The biggest advantage as far as our TIGgers are concerned, and I presume customers, is that the SAS drives in G5s are the 2.5" jobbies so you can fit a lot more into the same form factor as SCSIs, and thats kinda helpful from both capacity and redundancy perspectives. Our sysadmin are interested in it too for future replacements of various bits of architecture which would benefit from that.
The 2950's I ordered a couple of months ago have SAS. The RAID-10's bench very well.
Work won't touch Dells with a bargepole. Far too many hassles, unreliable architecture, customised controllers that can be a pain under various BSD and *Nix distros... the list goes on. HP for the win apparently, though HPs service quality has gone dramatically downhill since they outsourced it to Phoenix, and I'm sure its not down to the actual engineers themselves who generally seem okay.
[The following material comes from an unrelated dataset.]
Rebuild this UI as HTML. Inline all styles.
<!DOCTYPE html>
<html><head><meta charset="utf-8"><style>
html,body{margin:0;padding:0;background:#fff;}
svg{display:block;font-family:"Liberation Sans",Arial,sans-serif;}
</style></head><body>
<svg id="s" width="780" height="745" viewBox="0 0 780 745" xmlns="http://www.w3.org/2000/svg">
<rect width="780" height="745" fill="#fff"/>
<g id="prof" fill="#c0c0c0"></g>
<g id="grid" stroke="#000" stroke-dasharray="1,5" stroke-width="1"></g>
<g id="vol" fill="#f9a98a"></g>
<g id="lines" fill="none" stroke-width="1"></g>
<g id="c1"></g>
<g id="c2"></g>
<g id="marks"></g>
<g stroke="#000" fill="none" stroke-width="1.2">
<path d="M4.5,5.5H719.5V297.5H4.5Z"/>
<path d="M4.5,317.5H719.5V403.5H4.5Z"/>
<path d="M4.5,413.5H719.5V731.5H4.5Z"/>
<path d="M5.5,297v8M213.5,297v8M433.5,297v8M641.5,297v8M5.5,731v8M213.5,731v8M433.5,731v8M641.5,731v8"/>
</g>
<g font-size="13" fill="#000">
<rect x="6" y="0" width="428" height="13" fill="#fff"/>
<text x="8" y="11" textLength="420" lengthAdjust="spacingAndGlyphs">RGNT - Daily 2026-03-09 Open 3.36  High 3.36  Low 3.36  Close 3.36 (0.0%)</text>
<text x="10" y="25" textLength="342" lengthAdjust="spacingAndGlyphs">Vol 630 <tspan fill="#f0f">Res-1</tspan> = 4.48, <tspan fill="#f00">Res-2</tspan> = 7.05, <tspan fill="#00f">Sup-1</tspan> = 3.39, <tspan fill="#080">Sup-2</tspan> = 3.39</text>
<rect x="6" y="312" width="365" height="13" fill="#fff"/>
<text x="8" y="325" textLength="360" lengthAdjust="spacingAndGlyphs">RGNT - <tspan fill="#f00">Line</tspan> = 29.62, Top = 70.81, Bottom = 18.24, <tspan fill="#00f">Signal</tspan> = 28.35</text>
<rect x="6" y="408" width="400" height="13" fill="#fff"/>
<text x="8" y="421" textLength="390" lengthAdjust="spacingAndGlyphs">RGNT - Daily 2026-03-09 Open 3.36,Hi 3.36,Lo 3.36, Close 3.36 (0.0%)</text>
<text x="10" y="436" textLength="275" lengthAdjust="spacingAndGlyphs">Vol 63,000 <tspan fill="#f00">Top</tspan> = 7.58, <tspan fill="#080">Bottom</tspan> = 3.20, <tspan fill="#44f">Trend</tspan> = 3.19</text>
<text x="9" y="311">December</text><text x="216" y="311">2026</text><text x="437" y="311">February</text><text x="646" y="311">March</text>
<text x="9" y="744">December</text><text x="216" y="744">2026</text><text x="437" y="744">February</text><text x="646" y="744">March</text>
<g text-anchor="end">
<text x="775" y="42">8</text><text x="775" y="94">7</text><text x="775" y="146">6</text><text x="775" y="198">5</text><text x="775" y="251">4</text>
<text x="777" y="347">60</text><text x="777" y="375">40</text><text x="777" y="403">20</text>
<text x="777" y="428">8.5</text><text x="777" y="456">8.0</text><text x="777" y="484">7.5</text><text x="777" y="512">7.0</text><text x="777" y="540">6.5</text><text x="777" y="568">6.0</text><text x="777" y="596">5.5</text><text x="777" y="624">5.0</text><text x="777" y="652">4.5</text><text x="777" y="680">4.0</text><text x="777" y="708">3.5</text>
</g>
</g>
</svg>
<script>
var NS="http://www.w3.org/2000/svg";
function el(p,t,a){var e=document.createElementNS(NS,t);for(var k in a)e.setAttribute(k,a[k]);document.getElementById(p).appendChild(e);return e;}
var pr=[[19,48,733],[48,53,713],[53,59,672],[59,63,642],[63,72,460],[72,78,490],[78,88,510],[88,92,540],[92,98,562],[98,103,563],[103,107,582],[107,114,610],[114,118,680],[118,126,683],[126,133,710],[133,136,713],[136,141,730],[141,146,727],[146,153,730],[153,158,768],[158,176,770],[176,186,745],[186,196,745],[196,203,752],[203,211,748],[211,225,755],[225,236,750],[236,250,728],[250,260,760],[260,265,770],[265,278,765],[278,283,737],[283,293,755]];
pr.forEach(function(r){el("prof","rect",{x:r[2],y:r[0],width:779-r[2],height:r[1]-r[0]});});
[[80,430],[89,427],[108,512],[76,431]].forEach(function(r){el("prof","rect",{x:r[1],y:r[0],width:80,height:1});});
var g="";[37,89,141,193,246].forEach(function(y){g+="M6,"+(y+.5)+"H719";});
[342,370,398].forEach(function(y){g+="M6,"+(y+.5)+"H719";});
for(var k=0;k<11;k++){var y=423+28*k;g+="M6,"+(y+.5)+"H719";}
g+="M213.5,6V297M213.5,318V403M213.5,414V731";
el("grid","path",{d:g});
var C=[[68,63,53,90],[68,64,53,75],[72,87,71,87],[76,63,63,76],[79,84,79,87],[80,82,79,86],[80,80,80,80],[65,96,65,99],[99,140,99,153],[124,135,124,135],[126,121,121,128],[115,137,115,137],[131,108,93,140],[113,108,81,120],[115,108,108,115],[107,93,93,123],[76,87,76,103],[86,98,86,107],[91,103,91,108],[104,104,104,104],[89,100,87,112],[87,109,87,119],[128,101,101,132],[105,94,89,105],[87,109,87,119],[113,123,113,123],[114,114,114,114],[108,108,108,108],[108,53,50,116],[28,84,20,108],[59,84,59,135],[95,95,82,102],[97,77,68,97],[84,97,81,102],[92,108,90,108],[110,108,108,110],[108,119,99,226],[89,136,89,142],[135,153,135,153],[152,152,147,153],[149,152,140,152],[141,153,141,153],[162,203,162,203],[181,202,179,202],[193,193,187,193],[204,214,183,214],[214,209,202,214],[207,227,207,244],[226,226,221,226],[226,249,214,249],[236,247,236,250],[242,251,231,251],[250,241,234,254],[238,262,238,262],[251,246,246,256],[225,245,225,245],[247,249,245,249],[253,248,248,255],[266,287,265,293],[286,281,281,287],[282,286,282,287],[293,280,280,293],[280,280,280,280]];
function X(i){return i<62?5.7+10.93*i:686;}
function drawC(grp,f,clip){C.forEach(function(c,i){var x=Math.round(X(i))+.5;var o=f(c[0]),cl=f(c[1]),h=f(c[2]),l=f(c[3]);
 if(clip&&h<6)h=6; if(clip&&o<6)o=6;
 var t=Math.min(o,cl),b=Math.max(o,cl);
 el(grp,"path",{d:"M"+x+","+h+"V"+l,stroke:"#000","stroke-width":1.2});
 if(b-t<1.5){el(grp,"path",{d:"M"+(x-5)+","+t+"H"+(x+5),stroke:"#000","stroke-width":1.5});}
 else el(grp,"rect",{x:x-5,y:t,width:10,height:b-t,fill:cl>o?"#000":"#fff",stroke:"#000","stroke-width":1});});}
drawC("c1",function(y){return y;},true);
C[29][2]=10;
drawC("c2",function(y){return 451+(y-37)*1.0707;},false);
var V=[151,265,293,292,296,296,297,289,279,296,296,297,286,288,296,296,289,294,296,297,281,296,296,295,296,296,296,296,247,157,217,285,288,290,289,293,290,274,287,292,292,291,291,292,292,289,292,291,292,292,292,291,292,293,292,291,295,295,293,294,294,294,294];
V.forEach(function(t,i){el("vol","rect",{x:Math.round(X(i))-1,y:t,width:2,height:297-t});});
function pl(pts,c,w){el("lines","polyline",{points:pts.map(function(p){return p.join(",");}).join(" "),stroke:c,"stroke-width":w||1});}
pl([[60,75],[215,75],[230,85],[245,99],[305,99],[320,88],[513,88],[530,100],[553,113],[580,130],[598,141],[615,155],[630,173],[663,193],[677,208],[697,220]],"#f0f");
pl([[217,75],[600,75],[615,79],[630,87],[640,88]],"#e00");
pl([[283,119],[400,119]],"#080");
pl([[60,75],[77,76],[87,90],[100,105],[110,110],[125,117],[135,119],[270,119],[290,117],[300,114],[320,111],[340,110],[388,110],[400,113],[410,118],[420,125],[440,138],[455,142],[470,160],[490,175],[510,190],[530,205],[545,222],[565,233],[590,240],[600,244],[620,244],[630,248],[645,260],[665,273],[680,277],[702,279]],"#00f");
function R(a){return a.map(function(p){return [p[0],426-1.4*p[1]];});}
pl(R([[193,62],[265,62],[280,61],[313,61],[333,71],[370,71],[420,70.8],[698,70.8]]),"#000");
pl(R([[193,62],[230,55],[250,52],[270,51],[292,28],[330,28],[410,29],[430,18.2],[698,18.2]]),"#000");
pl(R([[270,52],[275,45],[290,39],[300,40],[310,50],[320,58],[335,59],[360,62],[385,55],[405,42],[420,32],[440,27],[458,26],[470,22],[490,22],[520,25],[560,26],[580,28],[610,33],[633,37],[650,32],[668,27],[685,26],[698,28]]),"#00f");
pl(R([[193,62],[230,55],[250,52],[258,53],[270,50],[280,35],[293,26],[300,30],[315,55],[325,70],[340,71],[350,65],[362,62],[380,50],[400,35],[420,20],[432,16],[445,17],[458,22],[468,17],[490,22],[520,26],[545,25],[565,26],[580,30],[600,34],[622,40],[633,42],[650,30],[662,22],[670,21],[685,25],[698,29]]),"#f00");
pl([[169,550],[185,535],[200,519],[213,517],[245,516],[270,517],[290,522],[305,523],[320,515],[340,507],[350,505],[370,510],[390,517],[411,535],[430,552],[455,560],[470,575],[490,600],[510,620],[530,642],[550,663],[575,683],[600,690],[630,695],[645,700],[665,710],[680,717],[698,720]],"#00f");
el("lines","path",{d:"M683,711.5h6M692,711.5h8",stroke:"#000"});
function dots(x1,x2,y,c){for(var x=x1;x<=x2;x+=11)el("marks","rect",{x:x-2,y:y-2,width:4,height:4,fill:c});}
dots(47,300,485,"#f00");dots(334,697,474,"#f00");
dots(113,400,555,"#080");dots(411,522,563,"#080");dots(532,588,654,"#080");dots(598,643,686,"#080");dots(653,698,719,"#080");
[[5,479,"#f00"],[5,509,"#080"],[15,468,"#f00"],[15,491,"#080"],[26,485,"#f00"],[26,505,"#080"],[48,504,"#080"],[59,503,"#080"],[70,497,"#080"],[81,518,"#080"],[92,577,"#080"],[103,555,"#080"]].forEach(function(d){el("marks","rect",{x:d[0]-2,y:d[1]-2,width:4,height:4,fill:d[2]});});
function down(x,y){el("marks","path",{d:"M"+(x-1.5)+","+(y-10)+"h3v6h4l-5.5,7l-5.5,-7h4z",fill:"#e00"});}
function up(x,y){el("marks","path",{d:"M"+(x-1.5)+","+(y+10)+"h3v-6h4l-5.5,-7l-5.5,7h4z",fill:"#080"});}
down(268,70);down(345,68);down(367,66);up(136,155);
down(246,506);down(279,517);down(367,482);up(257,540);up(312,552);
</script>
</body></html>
Personally at the college I had no hassles with Dell and always found their service to be top notch, but there you have it. Work won't even consider them. We've got a load of old Dells sitting unused in our Quarantine area that they've had hassles with using standard installs. *shrug*
Never seen one with BSD so couldn't comment there. No problems with Red Hat/Suse/Gentoo/Debian though in my experience. Maybe I've just been lucky :dunno:
Davey_Pitch
19-01-2007, 09:56
We use HP stuff at work pretty exclusively at our School, from desktop workstations to servers. Had no idea what SAS disks were though, not kept up with technology as much as I used to though with the amount of free time I get in work now I should probably make the effort to try and catch up.
My Dell box hated Mandrake/Mandriva linux (it's just stop dead after 10-15 minutes) but got on fine with Red Hat. Never got around to trying Gentoo on it.
Oh, and best not mention RAID 10 to Beansprout. He's had two RAID 10 controllers and arrays and both of them self-destructed. :(
Bit of a pain really as I've got plenty of U320 SCSI discs sitting spare.
I'll give you a fiver for them :)
Most of my network and server gear is Compaq, with some modern enough to be HP branded compaq :D Ended up with an intel switch as its cheap!